By banning loot mechanics in what it considers minor-oriented games, Congress underscores its lack in understanding of what games minors actually play. The bill defines “minor-oriented” based on the subject matter of the game, the game’s visual and audio characteristics, the game’s characters and their age, subject matter of in-game advertising, and the content of the game itself. Would EA’s FIFAbe an adult oriented game because true-to-life jersey or stadium advertisements for certain teams advertise gambling websites? Would the indie game Don’t Starve, a cartoonish Tim Burton-esque survival-horror game in which characters are subjected to being eaten alive by mythical beats, starving to death in the winter, or perishing from insanity, be a child-oriented game because of the whimsical tone and lack of blood and cursing?
Perhaps the point still stands that for decades, children have been able to purchase downloadable or cosmetic content for card games and video games alike without parental fear of overspending. Online, instantly gratifying purchases are a product of modern gaming that children in eras past did not have. Instead, gaming companies such as Steam, Sony, Microsoft, and Blizzard often sold, and still do sell, gift cards in popular retailers such as Gamestop, which were used to buy DLC, skins, loot boxes, etc. A bill that more effectively defines which games will be subjected to regulation coupled with a broader ban on all in-game purchases for gamers under the age of 18 would not solve the issue, but perhaps it could force some gamers to resort to physically traveling to a store to buy a gift card with a finite transactional limit in order to make in-game purchases.

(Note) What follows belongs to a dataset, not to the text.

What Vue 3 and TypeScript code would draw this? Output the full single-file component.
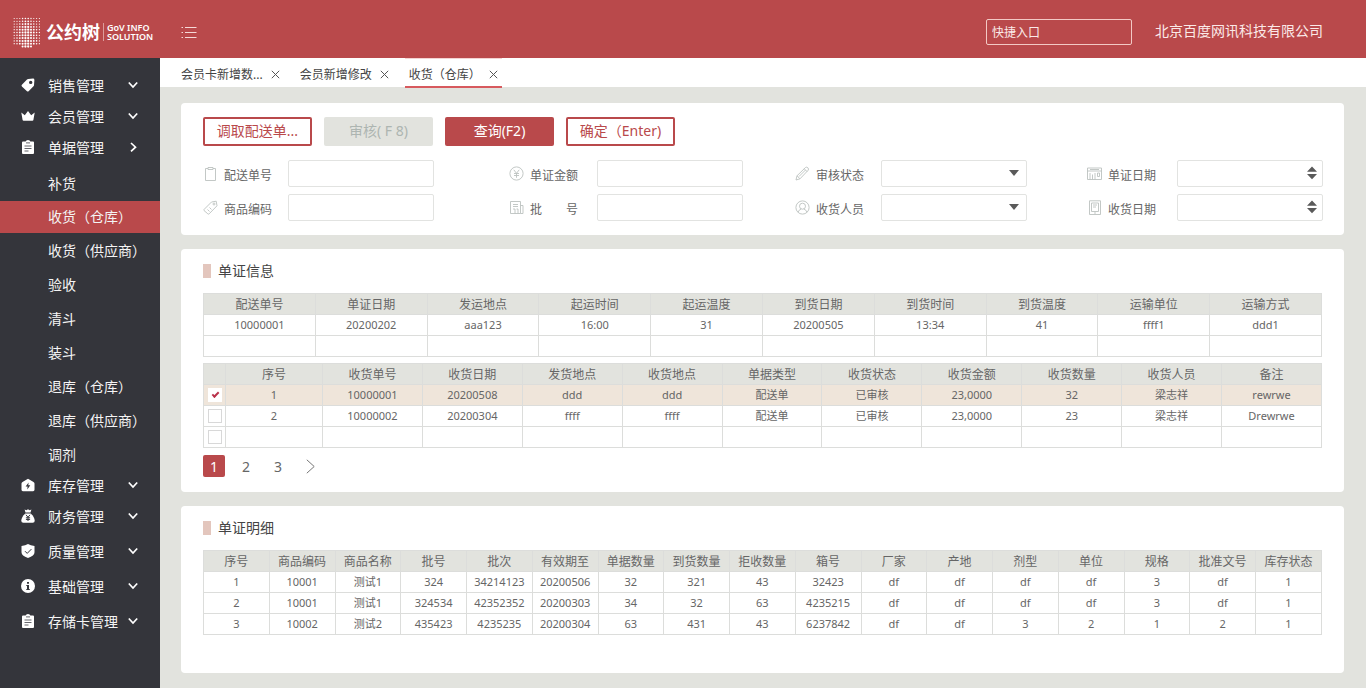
<script setup lang="ts">
import { ref } from 'vue'

interface MenuItem {
  label: string
  icon: string
  compact?: boolean
  low?: boolean
  children?: string[]
}

const menu: MenuItem[] = [
  { label: '销售管理', icon: 'tag', compact: true },
  { label: '会员管理', icon: 'crown', compact: true },
  {
    label: '单据管理',
    icon: 'clipboard',
    compact: true,
    children: ['补货', '收货（仓库）', '收货（供应商）', '验收', '清斗', '装斗', '退库（仓库）', '退库（供应商）', '调剂'],
  },
  { label: '库存管理', icon: 'house', low: true },
  { label: '财务管理', icon: 'bag' },
  { label: '质量管理', icon: 'shield' },
  { label: '基础管理', icon: 'info' },
  { label: '存储卡管理', icon: 'clipboard' },
]
const currentPage = ref('收货（仓库）')

const tabs = ['会员卡新增数...', '会员新增修改', '收货（仓库）']
const currentTab = ref(2)

interface Field {
  id: string
  label: string
  icon: string
  kind: 'text' | 'select' | 'date'
}
const fieldColumns: Field[][] = [
  [
    { id: 'delivery-no', label: '配送单号', icon: 'board', kind: 'text' },
    { id: 'goods-code', label: '商品编码', icon: 'label', kind: 'text' },
  ],
  [
    { id: 'amount', label: '单证金额', icon: 'yen', kind: 'text' },
    { id: 'batch', label: '批\u3000\u3000号', icon: 'news', kind: 'text' },
  ],
  [
    { id: 'status', label: '审核状态', icon: 'pencil', kind: 'select' },
    { id: 'receiver', label: '收货人员', icon: 'user', kind: 'select' },
  ],
  [
    { id: 'doc-date', label: '单证日期', icon: 'calendar', kind: 'date' },
    { id: 'receive-date', label: '收货日期', icon: 'pad', kind: 'date' },
  ],
]

const infoHead = ['配送单号', '单证日期', '发运地点', '起运时间', '起运温度', '到货日期', '到货时间', '到货温度', '运输单位', '运输方式']
const infoRows = [
  ['10000001', '20200202', 'aaa123', '16:00', '31', '20200505', '13:34', '41', 'ffff1', 'ddd1'],
  Array(10).fill('') as string[],
]

const receiptHead = ['序号', '收货单号', '收货日期', '发货地点', '收货地点', '单据类型', '收货状态', '收货金额', '收货数量', '收货人员', '备注']
const receiptRows = ref([
  { checked: true, cells: ['1', '10000001', '20200508', 'ddd', 'ddd', '配送单', '已审核', '23,0000', '32', '梁志祥', 'rewrwe'] },
  { checked: false, cells: ['2', '10000002', '20200304', 'ffff', 'ffff', '配送单', '已审核', '23,0000', '23', '梁志祥', 'Drewrwe'] },
  { checked: false, cells: Array(11).fill('') as string[] },
])
const page = ref(1)

const detailHead = ['序号', '商品编码', '商品名称', '批号', '批次', '有效期至', '单据数量', '到货数量', '拒收数量', '箱号', '厂家', '产地', '剂型', '单位', '规格', '批准文号', '库存状态']
const detailRows = [
  ['1', '10001', '测试1', '324', '34214123', '20200506', '32', '321', '43', '32423', 'df', 'df', 'df', 'df', '3', 'df', '1'],
  ['2', '10001', '测试1', '324534', '42352352', '20200303', '34', '32', '63', '4235215', 'df', 'df', 'df', 'df', '3', 'df', '1'],
  ['3', '10002', '测试2', '435423', '4235235', '20200304', '63', '431', '43', '6237842', 'df', 'df', '3', '2', '1', '2', '1'],
]

// Halftone logo: dots grow towards the middle columns and the lower rows.
const dots: { x: number; y: number; r: number }[] = []
for (let row = 0; row < 11; row++) {
  for (let col = 0; col < 10; col++) {
    const off = Math.abs(col - 4.5)
    if (row === 10 && off > 2) continue
    dots.push({
      x: 1.2 + col * 2.8,
      y: 1.5 + row * 2.8,
      r: Math.max(0.6, 1.2 - off * 0.12 - Math.max(0, 4 - row) * 0.08),
    })
  }
}
</script>

<template>
  <div class="app">
    <header class="topbar">
      <div class="brand">
        <svg class="brand-mark" width="28" height="31" viewBox="0 0 28 31" aria-hidden="true">
          <circle v-for="(d, i) in dots" :key="i" :cx="d.x" :cy="d.y" :r="d.r" fill="#fff" />
        </svg>
        <strong class="brand-name">公约树</strong>
        <span class="brand-sub"><span>GoV INFO</span><span>SOLUTION</span></span>
      </div>
      <button class="burger" type="button" aria-label="菜单">
        <svg width="16" height="12" viewBox="0 0 16 12" stroke="#f6d9d8" fill="none">
          <path d="M4 1.500h11.500M4 6.500h11.500M4 11.500h11.500" />
          <path d="M.5 1.500h1.500M.5 6.500h1.500M.5 11.500h1.500" />
        </svg>
      </button>
      <input class="quick" type="text" placeholder="快捷入口" aria-label="快捷入口" />
      <span class="company">北京百度网讯科技有限公司</span>
    </header>

    <div class="body">
      <nav class="sidebar">
        <template v-for="item in menu" :key="item.label">
          <button type="button" class="menu-item" :class="{ compact: item.compact, low: item.low }">
            <svg class="menu-icon" width="14" height="14" viewBox="0 0 14 14" fill="#fff" aria-hidden="true">
              <path v-if="item.icon === 'tag'" fill-rule="evenodd" d="M7.200 1 12 .6q1.400 0 1.400 1.400L13 7.300q0 .6-.5 1L7.600 13.200q-.8.700-1.600 0L.9 8.400q-.8-.8 0-1.600L6 1.600q.5-.6 1.200-.6ZM9.700 2.700a1.700 1.700 0 1 0 0 3.400 1.700 1.700 0 0 0 0-3.400Z" />
              <path v-else-if="item.icon === 'crown'" d="M.3 3.500 3.800 6.200 7 2l3.200 4.200 3.500-2.700-1.300 7.500q-.2.800-1 .8H2.600q-.8 0-1-.8Z" />
              <g v-else-if="item.icon === 'clipboard'">
                <path d="M2 1.500h2.600Q5 0 7 0t2.400 1.500H12q1 0 1 1V13q0 1-1 1H2q-1 0-1-1V2.500q0-1 1-1Z" />
                <path d="M5 2.900h4M3.500 6h7M3.500 8.500h7M3.500 11h4" stroke="#55565c" fill="none" stroke-width=".9" />
              </g>
              <g v-else-if="item.icon === 'house'">
                <path d="M7 .8 12.500 4q1 .6 1 1.600v6.200q0 1.400-1.400 1.400H1.900q-1.400 0-1.400-1.400V5.600Q.5 4.600 1.500 4Z" />
                <path d="M7.600 4.500 4.600 8.600h2l-.3 2.800 3-4.100h-2Z" fill="#34353b" />
              </g>
              <g v-else-if="item.icon === 'bag'">
                <path d="M3.600.5 5.300 1.200 7 .3l1.700.9 1.700-.7-.9 3H4.500Z" />
                <path d="M4.300 4.400h5.400q4 3.600 4 7.400 0 2-2 2H2.300q-2 0-2-2 0-3.800 4-7.400Z" />
                <path d="m5 5.800 2 2.500 2-2.500M7 8.300V12M4.900 8.800h4.200M4.900 10.400h4.200" stroke="#34353b" fill="none" />
              </g>
              <g v-else-if="item.icon === 'shield'">
                <path d="M7 0q2.500 1.600 6.500 2v6.200q0 3.600-6.500 5.800Q.5 11.800.5 8.200V2Q4.500 1.600 7 0Z" />
                <path d="m4 7.200 2.200 2.200 4.200-4.300" stroke="#34353b" fill="none" />
              </g>
              <g v-else>
                <circle cx="7" cy="7" r="7" />
                <path d="M6 3h2v1.800H6ZM5.300 6H8v4h.8v1H5.300v-1H6V7h-.7Z" fill="#34353b" />
              </g>
            </svg>
            <span>{{ item.label }}</span>
            <svg class="menu-arrow" width="10" height="10" viewBox="0 0 10 10" fill="none" stroke="#fff" stroke-width="1.700" aria-hidden="true">
              <path :d="item.children ? 'M3 1l4.500 4.200L3 9.400' : 'M.8 2.500 5 7l4.200-4.500'" />
            </svg>
          </button>
          <ul v-if="item.children" class="submenu">
            <li v-for="child in item.children" :key="child">
              <a href="#" :class="{ active: child === currentPage }" @click.prevent="currentPage = child">{{ child }}</a>
            </li>
          </ul>
        </template>
      </nav>

      <div class="content">
        <div class="tabs">
          <div v-for="(tab, i) in tabs" :key="tab" class="tab" :class="{ active: i === currentTab }">
            <button type="button" class="tab-label" @click="currentTab = i">{{ tab }}</button>
            <button type="button" class="tab-close" aria-label="关闭">
              <svg width="9" height="9" viewBox="0 0 9 9" stroke="#555" fill="none"><path d="m.8.8 7.400 7.400M8.200.8.8 8.200" /></svg>
            </button>
          </div>
        </div>

        <main class="main">
          <section class="card filters">
            <div class="actions">
              <button type="button" class="btn outline">调取配送单...</button>
              <button type="button" class="btn" disabled>审核( F 8)</button>
              <button type="button" class="btn solid">查询(F2)</button>
              <button type="button" class="btn outline">确定（Enter)</button>
            </div>
            <form class="fields" @submit.prevent>
              <div v-for="(column, c) in fieldColumns" :key="c" class="field-col">
                <div v-for="f in column" :key="f.id" class="field">
                  <svg class="field-icon" width="15" height="15" viewBox="0 0 15 15" fill="none" stroke="#bcc2bf" stroke-width=".9" aria-hidden="true">
                    <path v-if="f.icon === 'board'" d="M5 2.500H2.500v12h10v-12H10M5 1.500h5v2H5Z" />
                    <g v-else-if="f.icon === 'label'">
                      <path d="M1 9.500 8.500 2l4.700-.8.800 4.600-7.800 8q-.7.700-1.400 0L1 10.500q-.5-.5 0-1Z" />
                      <circle cx="11" cy="4" r="1" />
                      <path d="m4.500 9.500 2 2M6.500 7.500l2 2" />
                    </g>
                    <g v-else-if="f.icon === 'yen'">
                      <circle cx="7.500" cy="7.500" r="6.600" />
                      <path d="m4.800 3.800 2.700 3.500 2.700-3.500M7.500 7.300v4.500M5 7.500h5M5 9.500h5" />
                    </g>
                    <g v-else-if="f.icon === 'news'">
                      <path d="M1.500 1.500h10v12h-10ZM11.500 5.500H14v8h-2.500M4 4.500h5M4 6.500h5" />
                      <path d="M4 9h2v4.500M9 13.500V9H7.500" />
                    </g>
                    <g v-else-if="f.icon === 'pencil'">
                      <path d="m1 14 1-4.200L10.500 1.500q1.300-.9 2.400.3t.3 2.400L5 12.800ZM2 9.800l3 3M9.300 2.800l2.900 2.900M4 10.500 10.500 4" />
                    </g>
                    <g v-else-if="f.icon === 'user'">
                      <circle cx="7.500" cy="7.500" r="6.600" />
                      <circle cx="7.500" cy="6.200" r="3" />
                      <path d="M3 12.200q.8-2.400 3.200-3.200M12 12.200q-.8-2.400-3.200-3.200" />
                    </g>
                    <g v-else-if="f.icon === 'calendar'">
                      <path d="M.5 2h14v11.500H.5ZM.5 5h14M3 3.500h9" />
                      <path d="M3 7v6.500M5.500 8.500v5M8 7v6.500M10.500 7v3.500h2V7Z" />
                    </g>
                    <g v-else>
                      <path d="M2.500.8h11v13.700h-11ZM4.500 3h7v8.500h-7ZM6 5h4M6 7h3M7 13h2" />
                    </g>
                  </svg>
                  <label :for="f.id">{{ f.label }}</label>
                  <div class="control">
                    <select v-if="f.kind === 'select'" :id="f.id"></select>
                    <input v-else :id="f.id" type="text" />
                    <svg v-if="f.kind === 'select'" class="glyph drop" width="10" height="6" viewBox="0 0 10 6" fill="#5a5a5a"><path d="M0 0h10L5 6Z" /></svg>
                    <svg v-if="f.kind === 'date'" class="glyph spin" width="10" height="14" viewBox="0 0 10 14" fill="#5a5a5a"><path d="M0 5.700h10L5 .5ZM0 8h10L5 13.200Z" /></svg>
                  </div>
                </div>
              </div>
            </form>
          </section>

          <section class="card info">
            <h2>单证信息</h2>
            <table>
              <thead>
                <tr><th v-for="h in infoHead" :key="h">{{ h }}</th></tr>
              </thead>
              <tbody>
                <tr v-for="(row, r) in infoRows" :key="r"><td v-for="(cell, c) in row" :key="c">{{ cell }}</td></tr>
              </tbody>
            </table>
            <table class="receipts">
              <colgroup><col class="col-check" /><col class="col-index" /></colgroup>
              <thead>
                <tr><th></th><th v-for="h in receiptHead" :key="h">{{ h }}</th></tr>
              </thead>
              <tbody>
                <tr v-for="(row, r) in receiptRows" :key="r" :class="{ selected: row.checked }">
                  <td><input v-model="row.checked" type="checkbox" :aria-label="'选择第' + (r + 1) + '行'" /></td>
                  <td v-for="(cell, c) in row.cells" :key="c">{{ cell }}</td>
                </tr>
              </tbody>
            </table>
            <div class="pager">
              <button v-for="n in 3" :key="n" type="button" :class="{ current: n === page }" @click="page = n">{{ n }}</button>
              <button type="button" aria-label="下一页">
                <svg width="9" height="15" viewBox="0 0 9 15" fill="none" stroke="#777"><path d="m.8.8 7.400 6.700L.8 14.200" /></svg>
              </button>
            </div>
          </section>

          <section class="card detail">
            <h2>单证明细</h2>
            <table>
              <thead>
                <tr><th v-for="h in detailHead" :key="h">{{ h }}</th></tr>
              </thead>
              <tbody>
                <tr v-for="(row, r) in detailRows" :key="r"><td v-for="(cell, c) in row" :key="c">{{ cell }}</td></tr>
              </tbody>
            </table>
          </section>
        </main>
      </div>
    </div>
  </div>
</template>

<style>
body {
  margin: 0;
  background: #e2e3de;
}
</style>

<style scoped>
.app {
  display: flex;
  flex-direction: column;
  min-height: 100vh;
  font-family: "Noto Sans", "Noto Sans CJK SC", sans-serif;
  font-size: 12px;
  color: #666;
}
.app *,
.app *::before {
  box-sizing: border-box;
}
button,
input,
select {
  font: inherit;
  color: inherit;
}
button {
  padding: 0;
  border: 0;
  background: none;
  cursor: pointer;
}
svg {
  display: block;
  flex: none;
}

.topbar {
  display: flex;
  align-items: center;
  height: 58px;
  padding: 6px 43px 0 13px;
  background: #b9494b;
  color: #fff;
}
.brand {
  display: flex;
  align-items: center;
  width: 168px;
}
.brand-name {
  margin-left: 5px;
  font-size: 18px;
  line-height: 20px;
}
.brand-sub {
  display: flex;
  flex-direction: column;
  margin-left: 3px;
  padding-left: 3px;
  border-left: 1px solid #dc9c9b;
  font-size: 9px;
  font-weight: 600;
  white-space: nowrap;
}
.brand-sub span {
  line-height: 9px;
}
.quick {
  width: 146px;
  height: 26px;
  margin-left: auto;
  padding: 0 5px;
  border: 1px solid #f3c9c5;
  border-radius: 2px;
  background: transparent;
  color: #fff;
}
.quick::placeholder {
  color: #fbe9e8;
  opacity: 1;
}
.company {
  margin-left: 23px;
  padding-bottom: 2px;
  font-size: 14px;
  line-height: 20px;
  color: #fbe9e8;
}

.body {
  display: flex;
  flex: 1;
}
.sidebar {
  flex: none;
  width: 160px;
  padding-top: 11px;
  background: #34353b;
  color: #f4f4f4;
  font-size: 14px;
}
.menu-item {
  display: flex;
  align-items: center;
  width: 100%;
  height: 35px;
  padding: 0 22px 0 21px;
}
.menu-item.compact {
  height: 31px;
}
.menu-item.low {
  height: 26px;
}
.menu-icon {
  margin-right: 13px;
}
.menu-arrow {
  margin-left: auto;
}
.submenu {
  margin: 0;
  padding: 5px 0 0;
  list-style: none;
}
.submenu a {
  display: block;
  padding-left: 48px;
  line-height: 34px;
  color: inherit;
  text-decoration: none;
  white-space: nowrap;
}
.submenu a.active {
  margin-bottom: 1px;
  background: #b9494b;
  line-height: 32px;
}

.content {
  display: flex;
  flex: 1;
  flex-direction: column;
  min-width: 0;
}
.tabs {
  display: flex;
  gap: 12px;
  height: 29px;
  padding-left: 17px;
  background: #fff;
  color: #444;
}
.tab {
  display: flex;
  align-items: center;
  gap: 8px;
  height: 30px;
  padding: 3px 4px 0;
  border-top: 1px solid transparent;
  border-bottom: 2px solid transparent;
}
.tab.active {
  border-top-color: #f3d3d2;
  border-bottom-color: #d75a5e;
}
.main {
  display: flex;
  flex: 1;
  flex-direction: column;
  gap: 14px;
  padding: 16px 22px 15px 21px;
}
.card {
  padding: 12px 22px;
  border-radius: 4px;
  background: #fff;
}
.filters {
  padding: 14px 21px 14px 22px;
}
.info {
  padding-bottom: 15px;
}
.detail {
  flex: 1;
  padding-bottom: 38px;
}

.actions {
  display: flex;
  gap: 12px;
}
.btn {
  width: 109px;
  height: 29px;
  padding-bottom: 2px;
  border-radius: 2px;
  font-size: 14px;
  line-height: 20px;
}
.btn.outline {
  border: 2px solid #b9494b;
  color: #b9494b;
}
.btn.solid {
  background: #b9494b;
  color: #fff;
}
.btn:disabled {
  background: #e2e3de;
  color: #adb5b1;
  cursor: default;
}

.fields {
  display: grid;
  grid-template-columns: 231px 75fr 234px 52fr 232px 60fr 236px;
  margin-top: 14px;
}
.field-col {
  display: grid;
  gap: 7px;
}
.field-col:nth-child(2) {
  grid-column: 3;
}
.field-col:nth-child(3) {
  grid-column: 5;
}
.field-col:nth-child(4) {
  grid-column: 7;
}
.field {
  display: flex;
  align-items: center;
  height: 27px;
}
.field label {
  flex: 1;
  padding: 2px 0 0 6px;
  white-space: pre;
}
.control {
  position: relative;
  width: 146px;
  height: 27px;
}
.control input,
.control select {
  width: 100%;
  height: 100%;
  padding: 0 24px 0 8px;
  border: 1px solid #e2e3e1;
  border-radius: 2px;
  background: #fff;
  appearance: none;
}
.glyph {
  position: absolute;
  pointer-events: none;
}
.drop {
  top: 10px;
  right: 8px;
}
.spin {
  top: 6px;
  right: 6px;
}

h2 {
  display: flex;
  align-items: center;
  gap: 7px;
  margin: 0 0 12px;
  font-size: 14px;
  font-weight: 400;
  line-height: 20px;
  color: #444;
}
h2::before {
  content: "";
  width: 8px;
  height: 14px;
  background: #e3c6bd;
}
table {
  width: 100%;
  table-layout: fixed;
  border-collapse: collapse;
  text-align: center;
}
th,
td {
  height: 21px;
  padding: 0;
  border: 1px solid #dcdddb;
  line-height: 18px;
  white-space: nowrap;
}
th {
  padding-top: 2px;
  background: #e2e3de;
  font-size: 12px;
  font-weight: 400;
}
td {
  font-size: 11px;
}
.receipts {
  margin-top: 6px;
}
.col-check {
  width: 22px;
}
.col-index {
  width: 97px;
}
.selected td {
  background: #efe5da;
}
td input {
  display: block;
  width: 14px;
  height: 14px;
  margin: 0 auto;
  border: 1px solid #d8d8d8;
  background: #fff;
  appearance: none;
}
td input:checked {
  border-color: #fff;
}
td input:checked::before {
  content: "";
  display: block;
  width: 7px;
  height: 4px;
  margin: 3px 0 0 3px;
  border: solid #b9324a;
  border-width: 0 0 2px 2px;
  transform: rotate(-45deg);
}
.pager {
  display: flex;
  gap: 10px;
  margin-top: 7px;
}
.pager button {
  display: flex;
  align-items: center;
  justify-content: center;
  width: 22px;
  height: 22px;
  border-radius: 2px;
  font-size: 14px;
}
.pager .current {
  background: #b9494b;
  color: #fff;
}
</style>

Whether S1629 passes or not remains to be seen. Regardless, it is at least the beginning of a conversation in America on how to effectively regulate the videogame industry’s actions of capitalizing on susceptible consumers who yearn for instant gratification from in-game cosmetics. If Congress does not expand the scope of its efforts to include all in-game purchases, the House will continue to win.
Student Bio: Marcus Kuhs is a current second-year law student at Suffolk University Law School and a staff member on The Journal of High Technology Law. He is pursuing a career in labor and employment law. Marcus holds a B.A. in History and Peace and Conflict Studies and a minor in Italian Studies from the University of Massachusetts Lowell.
Disclaimer: The views expressed in this blog are the views of the author alone and do not represent the views of JHTL or Suffolk University Law School.